Moneybox

Skyrocketing iPhone Sales Are Killing U.S. Carriers

Jan. 24:

Verizon Communication, the second-largest U.S. phone company, reported a fourth-quarter loss after booking a pension charge and having higher subsidy costs for rising iPhone sales.

Feb. 8:

Sprint Nextel third-largest U.S. mobile network operator by subscriber numbers, reported a substantially larger fourth-quarter net loss than the same quarter a year ago, mainly reflecting the higher costs of selling Apple’s heavily subsidised iPhone 4S.

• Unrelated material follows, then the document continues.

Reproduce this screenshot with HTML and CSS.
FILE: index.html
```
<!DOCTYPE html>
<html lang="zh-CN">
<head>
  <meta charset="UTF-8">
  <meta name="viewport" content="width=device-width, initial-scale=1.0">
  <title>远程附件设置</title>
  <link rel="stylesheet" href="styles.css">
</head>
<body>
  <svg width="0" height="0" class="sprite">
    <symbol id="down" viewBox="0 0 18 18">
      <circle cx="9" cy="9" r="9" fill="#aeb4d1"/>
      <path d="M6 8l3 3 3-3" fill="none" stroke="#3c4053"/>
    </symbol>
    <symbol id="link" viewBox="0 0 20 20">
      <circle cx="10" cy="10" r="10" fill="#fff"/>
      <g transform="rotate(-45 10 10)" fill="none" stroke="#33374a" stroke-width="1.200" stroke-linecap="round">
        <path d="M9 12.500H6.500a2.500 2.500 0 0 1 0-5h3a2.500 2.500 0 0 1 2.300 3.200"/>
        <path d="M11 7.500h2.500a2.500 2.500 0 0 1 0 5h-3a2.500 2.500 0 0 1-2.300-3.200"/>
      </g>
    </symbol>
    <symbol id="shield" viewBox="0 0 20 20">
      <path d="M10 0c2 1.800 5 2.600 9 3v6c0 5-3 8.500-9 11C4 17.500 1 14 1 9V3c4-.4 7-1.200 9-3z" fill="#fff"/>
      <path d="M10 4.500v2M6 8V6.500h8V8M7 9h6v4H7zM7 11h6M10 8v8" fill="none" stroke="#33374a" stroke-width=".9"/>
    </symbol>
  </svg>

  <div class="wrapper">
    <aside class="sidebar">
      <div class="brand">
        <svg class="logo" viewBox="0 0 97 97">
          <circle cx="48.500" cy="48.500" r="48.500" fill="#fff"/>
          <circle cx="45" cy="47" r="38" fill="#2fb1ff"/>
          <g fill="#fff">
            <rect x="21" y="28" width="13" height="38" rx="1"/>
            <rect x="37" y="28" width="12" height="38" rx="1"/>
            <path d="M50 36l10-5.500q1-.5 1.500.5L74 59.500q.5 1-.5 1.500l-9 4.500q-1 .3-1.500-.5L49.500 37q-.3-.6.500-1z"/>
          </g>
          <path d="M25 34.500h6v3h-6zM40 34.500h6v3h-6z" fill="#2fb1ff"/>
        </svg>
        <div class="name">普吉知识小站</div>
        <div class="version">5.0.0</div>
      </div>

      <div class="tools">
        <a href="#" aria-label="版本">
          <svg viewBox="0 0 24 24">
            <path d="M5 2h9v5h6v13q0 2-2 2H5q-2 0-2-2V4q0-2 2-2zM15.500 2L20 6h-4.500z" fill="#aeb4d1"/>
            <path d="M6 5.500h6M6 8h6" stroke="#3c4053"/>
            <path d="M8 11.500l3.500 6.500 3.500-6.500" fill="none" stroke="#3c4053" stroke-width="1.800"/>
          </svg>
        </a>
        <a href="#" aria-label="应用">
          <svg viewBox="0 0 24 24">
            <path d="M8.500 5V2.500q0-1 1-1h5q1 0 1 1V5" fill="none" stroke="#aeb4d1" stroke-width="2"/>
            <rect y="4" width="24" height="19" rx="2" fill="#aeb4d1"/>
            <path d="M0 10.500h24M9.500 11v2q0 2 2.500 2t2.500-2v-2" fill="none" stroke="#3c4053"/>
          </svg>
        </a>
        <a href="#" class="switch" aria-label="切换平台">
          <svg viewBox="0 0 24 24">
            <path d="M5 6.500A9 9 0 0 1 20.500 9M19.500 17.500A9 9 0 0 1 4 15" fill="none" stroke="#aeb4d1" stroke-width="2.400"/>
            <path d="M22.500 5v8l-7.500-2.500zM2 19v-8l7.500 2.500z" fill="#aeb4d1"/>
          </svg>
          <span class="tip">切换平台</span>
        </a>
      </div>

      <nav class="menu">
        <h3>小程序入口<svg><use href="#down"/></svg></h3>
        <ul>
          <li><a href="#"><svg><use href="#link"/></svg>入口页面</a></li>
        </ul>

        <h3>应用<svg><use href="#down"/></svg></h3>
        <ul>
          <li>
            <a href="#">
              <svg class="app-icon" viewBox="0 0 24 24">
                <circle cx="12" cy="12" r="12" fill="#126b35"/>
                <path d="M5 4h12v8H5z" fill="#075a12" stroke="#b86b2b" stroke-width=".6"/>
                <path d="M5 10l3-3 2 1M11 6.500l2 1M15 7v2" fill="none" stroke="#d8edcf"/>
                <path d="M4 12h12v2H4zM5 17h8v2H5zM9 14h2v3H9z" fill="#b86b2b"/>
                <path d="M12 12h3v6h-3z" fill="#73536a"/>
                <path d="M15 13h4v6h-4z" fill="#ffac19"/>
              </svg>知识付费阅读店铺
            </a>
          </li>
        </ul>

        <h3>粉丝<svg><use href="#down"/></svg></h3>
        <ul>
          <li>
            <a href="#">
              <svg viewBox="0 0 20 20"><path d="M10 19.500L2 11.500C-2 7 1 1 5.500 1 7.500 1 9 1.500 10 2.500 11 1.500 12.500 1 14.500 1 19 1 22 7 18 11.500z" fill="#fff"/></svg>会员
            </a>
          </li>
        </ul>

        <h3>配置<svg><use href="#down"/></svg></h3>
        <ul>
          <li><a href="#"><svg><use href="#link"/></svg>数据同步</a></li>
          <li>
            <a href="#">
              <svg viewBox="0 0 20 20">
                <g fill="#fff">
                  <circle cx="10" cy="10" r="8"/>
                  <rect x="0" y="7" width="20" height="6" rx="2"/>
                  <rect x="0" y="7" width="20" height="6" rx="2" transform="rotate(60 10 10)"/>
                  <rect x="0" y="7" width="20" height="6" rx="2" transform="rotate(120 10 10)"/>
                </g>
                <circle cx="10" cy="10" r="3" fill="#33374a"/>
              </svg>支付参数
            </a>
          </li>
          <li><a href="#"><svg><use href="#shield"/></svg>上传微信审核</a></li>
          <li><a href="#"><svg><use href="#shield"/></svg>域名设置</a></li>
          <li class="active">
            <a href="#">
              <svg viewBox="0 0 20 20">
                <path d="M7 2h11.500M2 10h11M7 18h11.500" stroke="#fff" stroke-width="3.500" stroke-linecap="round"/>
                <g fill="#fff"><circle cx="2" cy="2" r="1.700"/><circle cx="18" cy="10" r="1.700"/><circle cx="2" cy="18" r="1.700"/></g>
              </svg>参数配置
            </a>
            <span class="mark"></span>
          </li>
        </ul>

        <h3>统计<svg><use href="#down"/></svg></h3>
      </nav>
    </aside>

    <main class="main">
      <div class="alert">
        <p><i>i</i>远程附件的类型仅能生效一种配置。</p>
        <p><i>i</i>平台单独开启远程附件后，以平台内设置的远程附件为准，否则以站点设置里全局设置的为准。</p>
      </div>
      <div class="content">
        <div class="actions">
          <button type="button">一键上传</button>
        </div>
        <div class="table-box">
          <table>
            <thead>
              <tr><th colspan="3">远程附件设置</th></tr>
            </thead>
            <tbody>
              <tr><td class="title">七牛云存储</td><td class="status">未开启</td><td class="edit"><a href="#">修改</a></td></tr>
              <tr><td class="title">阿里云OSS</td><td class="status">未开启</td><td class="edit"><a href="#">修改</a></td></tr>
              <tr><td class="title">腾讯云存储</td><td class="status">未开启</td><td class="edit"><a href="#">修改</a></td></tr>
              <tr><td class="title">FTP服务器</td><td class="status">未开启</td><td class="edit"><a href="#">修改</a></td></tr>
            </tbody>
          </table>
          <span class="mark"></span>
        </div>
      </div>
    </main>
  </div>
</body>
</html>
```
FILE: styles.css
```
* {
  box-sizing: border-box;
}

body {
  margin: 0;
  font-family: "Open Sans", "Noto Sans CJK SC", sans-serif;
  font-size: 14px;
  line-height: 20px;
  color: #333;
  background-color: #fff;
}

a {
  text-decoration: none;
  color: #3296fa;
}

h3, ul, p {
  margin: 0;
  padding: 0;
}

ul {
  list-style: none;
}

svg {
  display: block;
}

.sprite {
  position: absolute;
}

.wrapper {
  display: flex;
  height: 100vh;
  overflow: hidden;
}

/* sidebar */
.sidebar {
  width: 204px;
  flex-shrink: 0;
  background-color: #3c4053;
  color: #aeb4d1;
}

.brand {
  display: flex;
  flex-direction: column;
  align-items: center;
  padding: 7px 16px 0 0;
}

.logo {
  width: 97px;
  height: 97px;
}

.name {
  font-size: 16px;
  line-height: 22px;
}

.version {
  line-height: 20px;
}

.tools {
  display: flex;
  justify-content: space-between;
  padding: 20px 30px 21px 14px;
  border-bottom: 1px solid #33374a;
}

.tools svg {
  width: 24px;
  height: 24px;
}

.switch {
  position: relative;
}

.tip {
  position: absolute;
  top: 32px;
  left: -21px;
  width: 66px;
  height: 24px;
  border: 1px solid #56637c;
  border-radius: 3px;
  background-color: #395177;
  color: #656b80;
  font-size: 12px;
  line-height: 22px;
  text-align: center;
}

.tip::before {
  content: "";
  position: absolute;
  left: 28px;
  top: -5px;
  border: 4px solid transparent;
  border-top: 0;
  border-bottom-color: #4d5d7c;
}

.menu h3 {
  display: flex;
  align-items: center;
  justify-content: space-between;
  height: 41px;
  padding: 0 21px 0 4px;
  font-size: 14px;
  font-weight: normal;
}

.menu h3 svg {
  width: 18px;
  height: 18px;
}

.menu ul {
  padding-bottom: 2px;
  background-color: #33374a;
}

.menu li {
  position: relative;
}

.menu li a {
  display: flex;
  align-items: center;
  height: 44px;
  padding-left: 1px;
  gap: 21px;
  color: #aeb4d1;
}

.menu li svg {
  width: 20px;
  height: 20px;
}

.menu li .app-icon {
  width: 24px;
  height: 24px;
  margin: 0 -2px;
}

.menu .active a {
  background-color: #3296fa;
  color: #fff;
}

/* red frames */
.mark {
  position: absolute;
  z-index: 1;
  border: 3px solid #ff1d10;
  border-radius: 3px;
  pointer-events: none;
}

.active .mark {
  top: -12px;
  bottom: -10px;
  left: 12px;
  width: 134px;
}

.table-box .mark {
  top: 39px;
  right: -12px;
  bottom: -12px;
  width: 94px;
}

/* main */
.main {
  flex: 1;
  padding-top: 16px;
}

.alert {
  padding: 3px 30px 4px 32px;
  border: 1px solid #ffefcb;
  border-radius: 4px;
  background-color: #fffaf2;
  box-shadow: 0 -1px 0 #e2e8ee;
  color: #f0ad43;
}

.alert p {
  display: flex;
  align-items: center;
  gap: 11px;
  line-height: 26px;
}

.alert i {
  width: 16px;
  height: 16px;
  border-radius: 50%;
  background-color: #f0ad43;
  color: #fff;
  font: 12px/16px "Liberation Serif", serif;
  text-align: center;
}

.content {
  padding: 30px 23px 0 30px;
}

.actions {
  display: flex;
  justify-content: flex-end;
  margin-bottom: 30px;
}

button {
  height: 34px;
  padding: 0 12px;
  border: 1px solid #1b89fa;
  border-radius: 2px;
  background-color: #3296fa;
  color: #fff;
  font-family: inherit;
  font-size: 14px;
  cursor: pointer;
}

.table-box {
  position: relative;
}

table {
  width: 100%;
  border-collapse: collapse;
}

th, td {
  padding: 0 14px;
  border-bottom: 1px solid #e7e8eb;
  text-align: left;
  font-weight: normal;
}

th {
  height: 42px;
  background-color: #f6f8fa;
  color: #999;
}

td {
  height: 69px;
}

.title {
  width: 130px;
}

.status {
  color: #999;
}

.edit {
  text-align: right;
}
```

Basically, first Verizon and then Sprint got the rights to sell iPhones and began offering them with the customary subsidies that you get in exchange for signing a two-year contract. But since the contract pays out in dribs and drabs over its life while the phone subsidy needs to be paid right away, the phone itself operates as a loss-leader for the service. Consequently, if you gain a ton of new iPhone customers you end up booking an accounting loss. Of course unless Verizon and Sprint are catastrophically mispricing their iPhone service plans that’ll be a very misleading way of thinking about the situation. But by the same token, thinking of the subsidized prices of smartphones as the real price to consumers is equally misleading. I’m eagerly awaiting the day when we move past the subsidy model and people get a clearer sense of what they’re really paying for.